As the fall semester came to an end, I was feeling pretty good about my grades and classes overall. This semester, my second to last semester of my undergraduate career, was filled with some of my most exciting (and least exciting) classes I have ever taken. I wrote my senior thesis paper on the family structure of World War II in the United States and how the government expected their female citizens to be superheroes. This project consumed innumerable hours of work and much of my brain capacity. As exhausting and seemingly never ending as this class was, I could not have been happier with the outcome. My thesis reflected an issue close to my heart: telling the stories of women whose voices can be easily forgotten or overshadowed in history. When I wasn’t working on my thesis, I was concentrating on my graduate school application and was ultimately accepted into my first choice program. With a full course load, I tried my best to balance school work with having a social life and enjoying my senior year of college. This balance paid off greatly when I saw my term GPA and could reflect positively on my semester.

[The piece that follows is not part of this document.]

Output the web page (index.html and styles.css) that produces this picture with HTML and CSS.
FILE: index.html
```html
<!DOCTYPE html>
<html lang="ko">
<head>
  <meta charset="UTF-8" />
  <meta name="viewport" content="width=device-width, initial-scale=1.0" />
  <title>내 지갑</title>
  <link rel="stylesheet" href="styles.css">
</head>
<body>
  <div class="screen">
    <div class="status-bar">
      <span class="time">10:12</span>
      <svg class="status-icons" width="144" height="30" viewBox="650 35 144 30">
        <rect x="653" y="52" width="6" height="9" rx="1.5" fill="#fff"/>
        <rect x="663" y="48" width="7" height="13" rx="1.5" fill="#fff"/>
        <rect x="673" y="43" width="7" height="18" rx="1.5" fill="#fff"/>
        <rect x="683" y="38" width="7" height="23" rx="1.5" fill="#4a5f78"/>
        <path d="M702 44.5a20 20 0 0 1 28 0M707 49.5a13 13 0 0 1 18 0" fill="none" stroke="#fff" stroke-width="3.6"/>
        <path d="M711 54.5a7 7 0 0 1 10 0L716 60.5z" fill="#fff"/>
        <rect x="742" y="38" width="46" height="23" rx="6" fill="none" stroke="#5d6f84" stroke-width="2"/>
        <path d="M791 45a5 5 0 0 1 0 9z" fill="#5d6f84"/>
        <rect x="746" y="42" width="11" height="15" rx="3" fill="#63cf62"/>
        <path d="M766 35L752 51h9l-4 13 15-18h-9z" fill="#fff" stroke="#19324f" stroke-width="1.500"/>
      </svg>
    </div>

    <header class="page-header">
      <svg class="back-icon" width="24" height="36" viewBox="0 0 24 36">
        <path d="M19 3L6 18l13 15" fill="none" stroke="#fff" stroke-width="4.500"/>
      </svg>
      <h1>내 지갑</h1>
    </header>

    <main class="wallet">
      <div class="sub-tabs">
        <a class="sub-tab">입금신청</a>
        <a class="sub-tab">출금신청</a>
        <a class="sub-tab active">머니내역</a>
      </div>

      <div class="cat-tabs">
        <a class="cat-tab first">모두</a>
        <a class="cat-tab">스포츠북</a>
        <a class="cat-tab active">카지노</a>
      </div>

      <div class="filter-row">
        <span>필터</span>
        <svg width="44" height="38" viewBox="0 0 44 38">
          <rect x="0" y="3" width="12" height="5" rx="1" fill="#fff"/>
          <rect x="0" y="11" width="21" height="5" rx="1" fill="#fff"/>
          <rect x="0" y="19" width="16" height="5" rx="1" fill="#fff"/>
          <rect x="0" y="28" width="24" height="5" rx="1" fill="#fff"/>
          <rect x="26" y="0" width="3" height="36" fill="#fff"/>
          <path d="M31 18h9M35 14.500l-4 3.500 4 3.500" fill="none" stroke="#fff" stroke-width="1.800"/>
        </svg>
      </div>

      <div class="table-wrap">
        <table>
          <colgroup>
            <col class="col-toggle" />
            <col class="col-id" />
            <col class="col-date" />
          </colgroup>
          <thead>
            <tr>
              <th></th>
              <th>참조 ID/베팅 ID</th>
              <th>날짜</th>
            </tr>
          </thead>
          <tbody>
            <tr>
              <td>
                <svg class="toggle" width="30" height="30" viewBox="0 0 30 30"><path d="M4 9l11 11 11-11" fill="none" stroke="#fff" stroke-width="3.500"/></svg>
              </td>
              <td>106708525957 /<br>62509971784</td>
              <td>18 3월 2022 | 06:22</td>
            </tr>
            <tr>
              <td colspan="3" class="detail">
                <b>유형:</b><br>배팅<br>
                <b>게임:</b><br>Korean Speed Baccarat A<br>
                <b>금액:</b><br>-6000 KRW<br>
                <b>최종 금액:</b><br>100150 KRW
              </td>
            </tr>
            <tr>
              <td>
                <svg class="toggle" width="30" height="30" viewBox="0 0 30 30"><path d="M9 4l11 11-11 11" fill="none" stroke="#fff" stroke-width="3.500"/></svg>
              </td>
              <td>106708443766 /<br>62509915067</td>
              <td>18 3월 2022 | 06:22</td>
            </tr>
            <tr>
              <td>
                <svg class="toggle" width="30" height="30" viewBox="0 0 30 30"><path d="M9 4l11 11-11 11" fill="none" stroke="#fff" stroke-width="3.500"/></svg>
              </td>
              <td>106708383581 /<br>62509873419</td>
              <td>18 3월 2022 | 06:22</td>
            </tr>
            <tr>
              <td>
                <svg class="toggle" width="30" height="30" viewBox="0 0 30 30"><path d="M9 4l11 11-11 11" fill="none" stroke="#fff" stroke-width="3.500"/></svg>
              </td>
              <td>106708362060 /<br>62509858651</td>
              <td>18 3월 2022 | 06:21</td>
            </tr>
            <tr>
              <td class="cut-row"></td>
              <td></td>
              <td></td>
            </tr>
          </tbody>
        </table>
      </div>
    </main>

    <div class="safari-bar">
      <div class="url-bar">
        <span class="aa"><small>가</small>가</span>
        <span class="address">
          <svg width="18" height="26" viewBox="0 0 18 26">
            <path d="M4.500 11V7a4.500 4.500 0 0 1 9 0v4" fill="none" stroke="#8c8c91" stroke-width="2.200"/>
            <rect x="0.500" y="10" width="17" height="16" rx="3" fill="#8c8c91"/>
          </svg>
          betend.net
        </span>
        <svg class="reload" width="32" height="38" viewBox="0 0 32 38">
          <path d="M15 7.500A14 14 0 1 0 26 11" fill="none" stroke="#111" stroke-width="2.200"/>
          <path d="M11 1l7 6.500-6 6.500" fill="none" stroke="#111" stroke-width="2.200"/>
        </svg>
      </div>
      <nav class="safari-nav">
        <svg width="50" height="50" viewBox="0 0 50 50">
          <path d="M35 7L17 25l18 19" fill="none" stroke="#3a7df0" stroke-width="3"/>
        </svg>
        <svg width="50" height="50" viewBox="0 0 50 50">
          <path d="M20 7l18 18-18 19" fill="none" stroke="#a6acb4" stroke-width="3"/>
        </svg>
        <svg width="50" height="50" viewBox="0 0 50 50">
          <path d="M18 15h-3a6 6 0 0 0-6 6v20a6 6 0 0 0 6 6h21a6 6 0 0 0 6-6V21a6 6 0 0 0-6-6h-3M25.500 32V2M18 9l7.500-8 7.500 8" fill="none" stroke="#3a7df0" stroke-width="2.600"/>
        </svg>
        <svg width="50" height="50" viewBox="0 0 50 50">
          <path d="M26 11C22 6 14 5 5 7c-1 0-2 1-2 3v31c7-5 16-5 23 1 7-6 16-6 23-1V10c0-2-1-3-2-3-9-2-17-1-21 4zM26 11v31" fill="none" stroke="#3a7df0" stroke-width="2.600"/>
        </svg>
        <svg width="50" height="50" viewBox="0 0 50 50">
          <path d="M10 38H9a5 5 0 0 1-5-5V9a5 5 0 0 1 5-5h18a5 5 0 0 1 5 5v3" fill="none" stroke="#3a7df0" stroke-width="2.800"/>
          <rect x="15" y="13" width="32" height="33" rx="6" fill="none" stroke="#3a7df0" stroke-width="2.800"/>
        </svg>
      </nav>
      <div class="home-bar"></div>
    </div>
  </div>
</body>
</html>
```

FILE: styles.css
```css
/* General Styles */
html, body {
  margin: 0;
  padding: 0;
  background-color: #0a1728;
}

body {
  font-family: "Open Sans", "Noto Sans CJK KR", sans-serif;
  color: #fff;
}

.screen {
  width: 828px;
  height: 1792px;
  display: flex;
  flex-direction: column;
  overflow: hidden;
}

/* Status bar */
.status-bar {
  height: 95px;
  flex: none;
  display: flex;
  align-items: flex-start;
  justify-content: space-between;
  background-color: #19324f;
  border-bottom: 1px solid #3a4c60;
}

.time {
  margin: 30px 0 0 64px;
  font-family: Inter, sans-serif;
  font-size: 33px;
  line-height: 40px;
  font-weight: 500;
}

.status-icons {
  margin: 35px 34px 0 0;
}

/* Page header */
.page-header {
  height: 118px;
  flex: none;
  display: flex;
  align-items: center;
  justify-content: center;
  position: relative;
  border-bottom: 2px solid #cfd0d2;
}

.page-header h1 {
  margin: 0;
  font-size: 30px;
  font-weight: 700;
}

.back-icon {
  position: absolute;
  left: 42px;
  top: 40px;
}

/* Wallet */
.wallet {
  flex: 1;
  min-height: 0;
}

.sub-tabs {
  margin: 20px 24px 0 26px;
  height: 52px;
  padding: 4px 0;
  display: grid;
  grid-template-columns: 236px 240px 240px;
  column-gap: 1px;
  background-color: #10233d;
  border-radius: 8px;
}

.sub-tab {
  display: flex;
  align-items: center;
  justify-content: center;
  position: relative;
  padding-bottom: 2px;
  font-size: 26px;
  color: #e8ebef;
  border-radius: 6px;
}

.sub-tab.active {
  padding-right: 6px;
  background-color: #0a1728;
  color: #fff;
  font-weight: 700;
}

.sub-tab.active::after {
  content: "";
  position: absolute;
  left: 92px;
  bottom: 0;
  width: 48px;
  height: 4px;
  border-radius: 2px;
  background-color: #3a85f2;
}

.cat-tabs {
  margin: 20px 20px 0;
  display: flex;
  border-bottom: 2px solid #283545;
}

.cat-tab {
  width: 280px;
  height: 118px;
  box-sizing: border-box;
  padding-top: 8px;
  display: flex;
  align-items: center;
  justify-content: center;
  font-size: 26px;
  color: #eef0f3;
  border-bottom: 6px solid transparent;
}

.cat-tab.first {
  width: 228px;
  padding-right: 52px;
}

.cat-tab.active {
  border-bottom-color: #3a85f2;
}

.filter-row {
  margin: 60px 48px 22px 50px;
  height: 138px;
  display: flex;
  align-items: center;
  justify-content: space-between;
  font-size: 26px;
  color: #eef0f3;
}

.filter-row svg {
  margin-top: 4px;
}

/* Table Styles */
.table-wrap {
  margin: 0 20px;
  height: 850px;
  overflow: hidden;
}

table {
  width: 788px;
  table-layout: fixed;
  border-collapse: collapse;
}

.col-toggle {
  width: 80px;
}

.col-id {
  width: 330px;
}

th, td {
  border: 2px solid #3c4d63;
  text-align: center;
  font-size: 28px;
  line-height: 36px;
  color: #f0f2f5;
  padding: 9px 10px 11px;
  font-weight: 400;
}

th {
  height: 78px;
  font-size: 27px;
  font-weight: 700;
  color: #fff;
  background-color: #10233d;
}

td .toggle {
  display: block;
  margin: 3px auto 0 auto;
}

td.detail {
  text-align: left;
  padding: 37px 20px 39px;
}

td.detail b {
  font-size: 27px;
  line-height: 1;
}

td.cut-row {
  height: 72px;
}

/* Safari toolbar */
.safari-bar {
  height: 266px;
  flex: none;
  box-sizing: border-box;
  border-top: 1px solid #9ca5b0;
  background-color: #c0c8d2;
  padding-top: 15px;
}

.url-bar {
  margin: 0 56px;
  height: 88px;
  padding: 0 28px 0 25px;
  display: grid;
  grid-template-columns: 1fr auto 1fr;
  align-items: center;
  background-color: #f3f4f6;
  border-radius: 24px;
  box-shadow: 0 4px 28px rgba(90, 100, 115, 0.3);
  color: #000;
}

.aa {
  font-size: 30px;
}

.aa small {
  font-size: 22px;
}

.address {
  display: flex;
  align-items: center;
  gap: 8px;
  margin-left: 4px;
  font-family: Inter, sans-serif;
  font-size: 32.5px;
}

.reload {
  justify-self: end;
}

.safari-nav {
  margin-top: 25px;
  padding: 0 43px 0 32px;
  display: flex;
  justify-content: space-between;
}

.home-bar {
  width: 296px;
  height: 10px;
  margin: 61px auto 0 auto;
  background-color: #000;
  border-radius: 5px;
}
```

After seven semesters, I began to see the light at the end of the tunnel of undergrad. I have mixed feelings about this light. Next semester I will finally be in graduate school learning teaching skills and experiencing time in the classroom. I have waited for this experience for literally my entire life. However, I know I will long for the days where I complain about the dining hall food, or that the metro is running late, or that I’d have to be on-call that weekend. The little annoyances of college seem to fade into the background when I think about my life post graduation. This is a life that I have chosen and am looking forward to, but it will be so different from how my life is now. I won’t be living twenty feet away from my best friends, I won’t be living in the nation’s capital, and I will have different expectations as someone who is no longer in college. I’ll be a part of this “real world” that everyone keeps talking about. I’ll be saying to my brother and younger cousins how they shouldn’t take their college days for granted and how jealous I am of them; the exact same words that were said to me nearly four years ago.
Four years. How has it been for years? Four years through the trenches of undergrad, the classes that I never thought would end, the late night conversations that built the foundations of my closest friendships, the quizzes that were only worth 7% of the final grade that I thought would tank me if I failed them, and the life that I have built for myself will all come to an end on Sunday, May 12th 2024. It is because of these experiences that I can look back on my undergraduate years with nothing but fond memories. I will continue to cherish them as I move on to the next chapter of my life.